■ EXERCISE OBJECTIVE ■
Count the lines below that contain the word "React", and reply with only that number.

■ MATERIAL PROVIDED ■
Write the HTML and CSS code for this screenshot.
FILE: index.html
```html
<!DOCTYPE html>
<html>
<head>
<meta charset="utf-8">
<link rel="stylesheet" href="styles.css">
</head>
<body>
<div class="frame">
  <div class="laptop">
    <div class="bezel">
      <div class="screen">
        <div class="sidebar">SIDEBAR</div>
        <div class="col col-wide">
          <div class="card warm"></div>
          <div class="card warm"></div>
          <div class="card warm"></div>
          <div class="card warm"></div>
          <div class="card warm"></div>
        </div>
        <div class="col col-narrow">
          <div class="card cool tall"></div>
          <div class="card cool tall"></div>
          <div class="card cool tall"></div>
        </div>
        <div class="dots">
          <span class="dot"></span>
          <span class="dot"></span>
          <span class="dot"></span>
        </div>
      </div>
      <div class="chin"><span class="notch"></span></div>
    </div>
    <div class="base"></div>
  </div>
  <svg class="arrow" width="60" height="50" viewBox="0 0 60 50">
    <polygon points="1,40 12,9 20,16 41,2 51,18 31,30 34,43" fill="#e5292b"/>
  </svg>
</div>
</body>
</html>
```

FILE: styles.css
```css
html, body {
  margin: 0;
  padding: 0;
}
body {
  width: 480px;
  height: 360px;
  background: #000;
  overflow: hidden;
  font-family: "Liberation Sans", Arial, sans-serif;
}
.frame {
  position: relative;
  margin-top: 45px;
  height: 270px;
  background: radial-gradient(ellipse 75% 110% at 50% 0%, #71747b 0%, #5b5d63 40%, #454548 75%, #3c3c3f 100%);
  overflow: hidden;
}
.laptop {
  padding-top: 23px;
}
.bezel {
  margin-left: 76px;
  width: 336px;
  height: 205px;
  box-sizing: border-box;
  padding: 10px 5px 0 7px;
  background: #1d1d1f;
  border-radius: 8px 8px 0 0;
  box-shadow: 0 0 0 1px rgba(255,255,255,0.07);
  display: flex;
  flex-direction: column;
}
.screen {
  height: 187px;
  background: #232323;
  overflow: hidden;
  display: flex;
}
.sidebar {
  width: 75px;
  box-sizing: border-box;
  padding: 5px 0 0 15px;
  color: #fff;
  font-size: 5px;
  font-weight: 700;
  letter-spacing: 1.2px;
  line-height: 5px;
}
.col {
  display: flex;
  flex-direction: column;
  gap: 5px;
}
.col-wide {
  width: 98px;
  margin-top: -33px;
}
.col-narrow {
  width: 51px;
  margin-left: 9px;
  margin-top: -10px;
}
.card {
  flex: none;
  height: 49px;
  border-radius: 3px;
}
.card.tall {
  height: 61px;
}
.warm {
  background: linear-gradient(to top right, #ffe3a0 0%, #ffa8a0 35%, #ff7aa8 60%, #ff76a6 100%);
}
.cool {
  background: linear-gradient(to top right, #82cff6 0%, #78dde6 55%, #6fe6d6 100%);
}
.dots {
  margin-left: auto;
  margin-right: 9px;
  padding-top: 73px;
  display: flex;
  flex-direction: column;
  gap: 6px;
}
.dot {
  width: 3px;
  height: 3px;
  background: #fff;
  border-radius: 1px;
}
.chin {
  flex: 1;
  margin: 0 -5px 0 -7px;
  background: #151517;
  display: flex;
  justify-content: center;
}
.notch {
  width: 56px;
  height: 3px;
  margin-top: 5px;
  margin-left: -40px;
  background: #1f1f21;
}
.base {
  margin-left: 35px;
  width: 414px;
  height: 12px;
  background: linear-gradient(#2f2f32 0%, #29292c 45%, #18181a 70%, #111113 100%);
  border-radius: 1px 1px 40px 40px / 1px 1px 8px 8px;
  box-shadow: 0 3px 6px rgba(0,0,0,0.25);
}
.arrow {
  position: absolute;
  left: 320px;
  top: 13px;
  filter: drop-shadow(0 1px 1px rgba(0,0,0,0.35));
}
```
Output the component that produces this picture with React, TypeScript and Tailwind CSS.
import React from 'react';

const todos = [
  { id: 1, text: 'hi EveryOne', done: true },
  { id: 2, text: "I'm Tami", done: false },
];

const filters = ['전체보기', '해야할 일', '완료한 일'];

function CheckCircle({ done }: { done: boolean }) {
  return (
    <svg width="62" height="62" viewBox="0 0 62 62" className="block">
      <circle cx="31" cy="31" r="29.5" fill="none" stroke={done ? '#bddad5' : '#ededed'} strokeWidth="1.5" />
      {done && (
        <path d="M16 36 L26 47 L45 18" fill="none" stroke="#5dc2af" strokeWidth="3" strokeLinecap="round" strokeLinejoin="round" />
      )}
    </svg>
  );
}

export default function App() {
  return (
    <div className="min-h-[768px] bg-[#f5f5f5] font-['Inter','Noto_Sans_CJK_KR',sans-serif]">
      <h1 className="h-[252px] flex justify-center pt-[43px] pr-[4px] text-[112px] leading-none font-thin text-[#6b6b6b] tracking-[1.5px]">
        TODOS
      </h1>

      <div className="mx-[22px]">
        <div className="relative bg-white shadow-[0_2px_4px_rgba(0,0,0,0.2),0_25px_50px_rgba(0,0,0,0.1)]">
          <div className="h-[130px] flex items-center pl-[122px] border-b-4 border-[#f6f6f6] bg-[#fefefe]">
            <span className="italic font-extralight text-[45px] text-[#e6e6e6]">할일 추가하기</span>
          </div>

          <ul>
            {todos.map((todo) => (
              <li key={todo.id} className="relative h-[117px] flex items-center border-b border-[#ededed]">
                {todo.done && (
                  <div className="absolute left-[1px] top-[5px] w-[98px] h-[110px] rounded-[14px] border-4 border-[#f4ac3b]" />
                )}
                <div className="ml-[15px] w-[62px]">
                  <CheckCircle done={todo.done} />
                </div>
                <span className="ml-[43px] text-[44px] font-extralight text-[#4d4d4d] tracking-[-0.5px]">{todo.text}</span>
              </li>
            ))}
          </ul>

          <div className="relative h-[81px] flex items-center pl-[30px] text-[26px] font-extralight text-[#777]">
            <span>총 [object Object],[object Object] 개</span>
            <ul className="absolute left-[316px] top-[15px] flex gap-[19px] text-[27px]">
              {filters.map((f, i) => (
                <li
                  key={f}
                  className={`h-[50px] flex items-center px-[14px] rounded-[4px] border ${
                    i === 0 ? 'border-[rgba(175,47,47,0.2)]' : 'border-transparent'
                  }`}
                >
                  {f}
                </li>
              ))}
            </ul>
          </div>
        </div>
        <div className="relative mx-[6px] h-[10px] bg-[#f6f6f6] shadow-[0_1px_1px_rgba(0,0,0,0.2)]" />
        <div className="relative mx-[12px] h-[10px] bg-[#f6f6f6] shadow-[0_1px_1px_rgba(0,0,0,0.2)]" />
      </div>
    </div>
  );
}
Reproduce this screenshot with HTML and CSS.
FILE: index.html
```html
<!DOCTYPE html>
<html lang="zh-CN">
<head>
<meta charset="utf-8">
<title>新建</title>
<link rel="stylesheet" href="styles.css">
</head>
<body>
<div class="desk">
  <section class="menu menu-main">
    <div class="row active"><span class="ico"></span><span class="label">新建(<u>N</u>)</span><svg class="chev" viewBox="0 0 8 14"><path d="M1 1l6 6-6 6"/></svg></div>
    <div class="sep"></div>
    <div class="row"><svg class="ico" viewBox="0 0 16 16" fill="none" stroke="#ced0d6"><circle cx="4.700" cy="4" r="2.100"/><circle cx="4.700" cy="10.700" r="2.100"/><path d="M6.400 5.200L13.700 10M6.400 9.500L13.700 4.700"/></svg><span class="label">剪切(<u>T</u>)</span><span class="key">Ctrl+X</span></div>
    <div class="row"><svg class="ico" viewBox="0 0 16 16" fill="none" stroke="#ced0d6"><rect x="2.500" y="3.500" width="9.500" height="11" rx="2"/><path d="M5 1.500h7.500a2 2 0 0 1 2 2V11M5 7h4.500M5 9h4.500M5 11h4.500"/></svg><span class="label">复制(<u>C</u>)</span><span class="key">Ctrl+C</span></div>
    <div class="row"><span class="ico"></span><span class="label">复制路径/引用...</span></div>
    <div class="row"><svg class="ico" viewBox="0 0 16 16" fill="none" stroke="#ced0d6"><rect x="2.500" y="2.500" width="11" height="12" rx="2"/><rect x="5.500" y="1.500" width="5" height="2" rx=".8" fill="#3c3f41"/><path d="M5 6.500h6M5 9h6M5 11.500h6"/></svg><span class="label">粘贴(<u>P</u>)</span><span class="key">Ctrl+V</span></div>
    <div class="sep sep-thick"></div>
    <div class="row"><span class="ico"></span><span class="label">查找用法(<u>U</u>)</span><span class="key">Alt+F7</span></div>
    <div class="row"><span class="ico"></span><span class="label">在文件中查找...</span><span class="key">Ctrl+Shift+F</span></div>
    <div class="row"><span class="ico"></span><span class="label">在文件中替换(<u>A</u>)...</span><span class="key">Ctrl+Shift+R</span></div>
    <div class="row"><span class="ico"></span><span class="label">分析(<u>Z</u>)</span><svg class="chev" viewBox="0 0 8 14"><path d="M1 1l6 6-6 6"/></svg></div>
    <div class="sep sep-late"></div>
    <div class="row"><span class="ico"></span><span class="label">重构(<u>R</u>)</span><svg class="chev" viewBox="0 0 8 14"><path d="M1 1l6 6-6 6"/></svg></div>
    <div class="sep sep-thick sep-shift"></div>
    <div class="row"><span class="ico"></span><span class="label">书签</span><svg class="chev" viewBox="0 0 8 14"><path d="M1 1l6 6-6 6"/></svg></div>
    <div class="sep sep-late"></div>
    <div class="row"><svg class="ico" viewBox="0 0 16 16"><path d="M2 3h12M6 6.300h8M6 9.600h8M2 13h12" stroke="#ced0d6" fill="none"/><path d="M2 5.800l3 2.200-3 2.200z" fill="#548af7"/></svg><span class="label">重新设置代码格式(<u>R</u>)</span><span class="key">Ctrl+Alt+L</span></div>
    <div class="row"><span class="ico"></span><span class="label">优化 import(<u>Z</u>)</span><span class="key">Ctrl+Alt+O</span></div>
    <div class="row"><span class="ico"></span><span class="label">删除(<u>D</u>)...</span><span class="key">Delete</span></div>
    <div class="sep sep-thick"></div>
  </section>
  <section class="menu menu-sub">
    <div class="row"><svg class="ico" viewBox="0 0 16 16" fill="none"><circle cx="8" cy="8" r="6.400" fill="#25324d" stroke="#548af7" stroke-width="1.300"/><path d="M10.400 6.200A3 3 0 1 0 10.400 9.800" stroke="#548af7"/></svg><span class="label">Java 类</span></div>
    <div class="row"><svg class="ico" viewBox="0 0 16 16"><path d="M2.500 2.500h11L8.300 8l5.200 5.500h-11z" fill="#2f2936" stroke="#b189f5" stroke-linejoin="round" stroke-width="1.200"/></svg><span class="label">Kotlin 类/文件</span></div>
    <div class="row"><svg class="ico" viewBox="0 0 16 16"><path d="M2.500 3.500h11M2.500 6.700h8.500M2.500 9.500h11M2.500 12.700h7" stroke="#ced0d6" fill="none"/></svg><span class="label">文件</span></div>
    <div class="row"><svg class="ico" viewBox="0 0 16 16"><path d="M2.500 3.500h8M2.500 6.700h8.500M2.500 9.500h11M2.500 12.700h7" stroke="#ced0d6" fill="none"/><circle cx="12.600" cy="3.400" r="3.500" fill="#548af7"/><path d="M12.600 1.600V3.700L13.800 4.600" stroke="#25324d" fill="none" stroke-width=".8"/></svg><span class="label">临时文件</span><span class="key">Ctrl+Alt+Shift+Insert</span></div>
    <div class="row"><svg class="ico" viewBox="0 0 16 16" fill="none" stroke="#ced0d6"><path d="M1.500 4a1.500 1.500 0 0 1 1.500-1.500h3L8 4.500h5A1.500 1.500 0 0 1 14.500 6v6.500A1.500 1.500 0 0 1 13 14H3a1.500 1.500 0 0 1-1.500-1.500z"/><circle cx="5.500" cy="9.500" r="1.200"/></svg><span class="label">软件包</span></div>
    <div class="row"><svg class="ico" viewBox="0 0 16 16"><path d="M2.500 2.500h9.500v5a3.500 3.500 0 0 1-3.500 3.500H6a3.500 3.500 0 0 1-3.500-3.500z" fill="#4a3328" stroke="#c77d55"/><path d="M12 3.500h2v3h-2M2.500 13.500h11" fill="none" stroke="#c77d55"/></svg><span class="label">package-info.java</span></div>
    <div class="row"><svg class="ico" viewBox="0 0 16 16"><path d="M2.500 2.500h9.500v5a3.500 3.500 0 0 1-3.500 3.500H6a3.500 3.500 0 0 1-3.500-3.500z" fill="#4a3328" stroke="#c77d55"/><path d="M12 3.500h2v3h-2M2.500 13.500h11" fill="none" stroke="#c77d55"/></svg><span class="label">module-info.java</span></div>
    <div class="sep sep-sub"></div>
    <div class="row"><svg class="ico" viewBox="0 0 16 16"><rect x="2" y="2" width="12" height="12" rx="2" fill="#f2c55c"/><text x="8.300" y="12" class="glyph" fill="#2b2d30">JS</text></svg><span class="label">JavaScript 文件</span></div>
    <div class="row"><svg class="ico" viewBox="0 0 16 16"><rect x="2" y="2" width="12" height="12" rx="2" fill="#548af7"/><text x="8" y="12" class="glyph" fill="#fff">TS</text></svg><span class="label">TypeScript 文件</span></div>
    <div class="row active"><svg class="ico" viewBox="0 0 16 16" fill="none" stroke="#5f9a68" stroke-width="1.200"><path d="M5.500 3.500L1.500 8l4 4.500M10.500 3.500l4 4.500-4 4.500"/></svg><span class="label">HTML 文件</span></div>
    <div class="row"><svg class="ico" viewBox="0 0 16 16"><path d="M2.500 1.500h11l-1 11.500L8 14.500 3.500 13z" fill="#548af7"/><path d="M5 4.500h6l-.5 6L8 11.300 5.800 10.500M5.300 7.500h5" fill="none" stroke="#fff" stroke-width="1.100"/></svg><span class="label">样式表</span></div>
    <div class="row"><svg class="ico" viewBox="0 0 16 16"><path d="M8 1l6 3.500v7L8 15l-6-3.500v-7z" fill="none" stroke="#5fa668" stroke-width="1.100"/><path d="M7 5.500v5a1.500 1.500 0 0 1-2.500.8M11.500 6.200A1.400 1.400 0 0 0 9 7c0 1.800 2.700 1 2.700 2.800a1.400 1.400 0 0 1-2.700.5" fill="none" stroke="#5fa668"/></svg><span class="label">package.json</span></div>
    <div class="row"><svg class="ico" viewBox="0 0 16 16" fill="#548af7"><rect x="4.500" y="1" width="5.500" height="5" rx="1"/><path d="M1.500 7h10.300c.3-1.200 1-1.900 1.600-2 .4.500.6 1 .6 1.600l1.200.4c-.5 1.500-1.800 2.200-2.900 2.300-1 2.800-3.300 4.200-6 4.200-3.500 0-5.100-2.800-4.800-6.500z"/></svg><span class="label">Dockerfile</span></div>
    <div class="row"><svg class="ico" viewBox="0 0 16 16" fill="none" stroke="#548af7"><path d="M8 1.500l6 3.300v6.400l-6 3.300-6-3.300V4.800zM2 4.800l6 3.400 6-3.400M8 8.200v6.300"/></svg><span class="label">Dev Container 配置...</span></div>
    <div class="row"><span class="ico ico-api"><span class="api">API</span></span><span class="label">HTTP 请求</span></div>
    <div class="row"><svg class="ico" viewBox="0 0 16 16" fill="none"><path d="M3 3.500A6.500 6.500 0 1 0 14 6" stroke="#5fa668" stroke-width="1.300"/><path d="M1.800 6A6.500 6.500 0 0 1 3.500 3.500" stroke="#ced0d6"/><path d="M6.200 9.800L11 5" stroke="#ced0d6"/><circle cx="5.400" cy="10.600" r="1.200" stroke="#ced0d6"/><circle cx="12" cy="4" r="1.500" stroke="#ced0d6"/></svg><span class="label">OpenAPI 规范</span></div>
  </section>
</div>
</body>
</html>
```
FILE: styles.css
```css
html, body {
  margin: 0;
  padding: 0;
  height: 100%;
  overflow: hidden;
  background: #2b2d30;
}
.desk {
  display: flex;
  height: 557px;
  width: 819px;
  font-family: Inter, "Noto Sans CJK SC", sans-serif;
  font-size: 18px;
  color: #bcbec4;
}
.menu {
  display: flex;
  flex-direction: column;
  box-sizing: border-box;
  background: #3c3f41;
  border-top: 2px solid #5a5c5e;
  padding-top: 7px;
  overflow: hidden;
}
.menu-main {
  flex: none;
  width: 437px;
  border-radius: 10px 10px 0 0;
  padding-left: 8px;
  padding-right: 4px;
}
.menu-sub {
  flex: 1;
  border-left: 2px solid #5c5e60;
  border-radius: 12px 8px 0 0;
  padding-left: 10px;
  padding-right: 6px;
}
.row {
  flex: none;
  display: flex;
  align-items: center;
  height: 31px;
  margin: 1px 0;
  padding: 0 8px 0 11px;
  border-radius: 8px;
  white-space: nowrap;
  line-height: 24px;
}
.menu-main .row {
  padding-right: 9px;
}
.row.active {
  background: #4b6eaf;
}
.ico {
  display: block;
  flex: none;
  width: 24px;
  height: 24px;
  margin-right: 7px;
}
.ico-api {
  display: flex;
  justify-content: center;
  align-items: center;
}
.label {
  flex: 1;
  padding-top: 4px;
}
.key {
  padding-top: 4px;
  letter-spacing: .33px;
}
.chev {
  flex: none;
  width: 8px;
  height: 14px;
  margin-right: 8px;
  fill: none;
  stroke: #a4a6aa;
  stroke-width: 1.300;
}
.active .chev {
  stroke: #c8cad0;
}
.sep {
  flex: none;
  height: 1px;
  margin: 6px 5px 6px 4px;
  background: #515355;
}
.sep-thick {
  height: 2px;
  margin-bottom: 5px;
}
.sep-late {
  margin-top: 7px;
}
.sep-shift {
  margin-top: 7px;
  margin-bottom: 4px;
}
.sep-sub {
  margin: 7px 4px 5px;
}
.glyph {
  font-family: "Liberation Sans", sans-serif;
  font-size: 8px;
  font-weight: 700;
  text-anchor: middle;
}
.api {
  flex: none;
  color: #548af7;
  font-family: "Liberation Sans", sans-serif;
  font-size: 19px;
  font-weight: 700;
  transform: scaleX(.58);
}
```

■ ANSWER TO THIS EXERCISE ■
2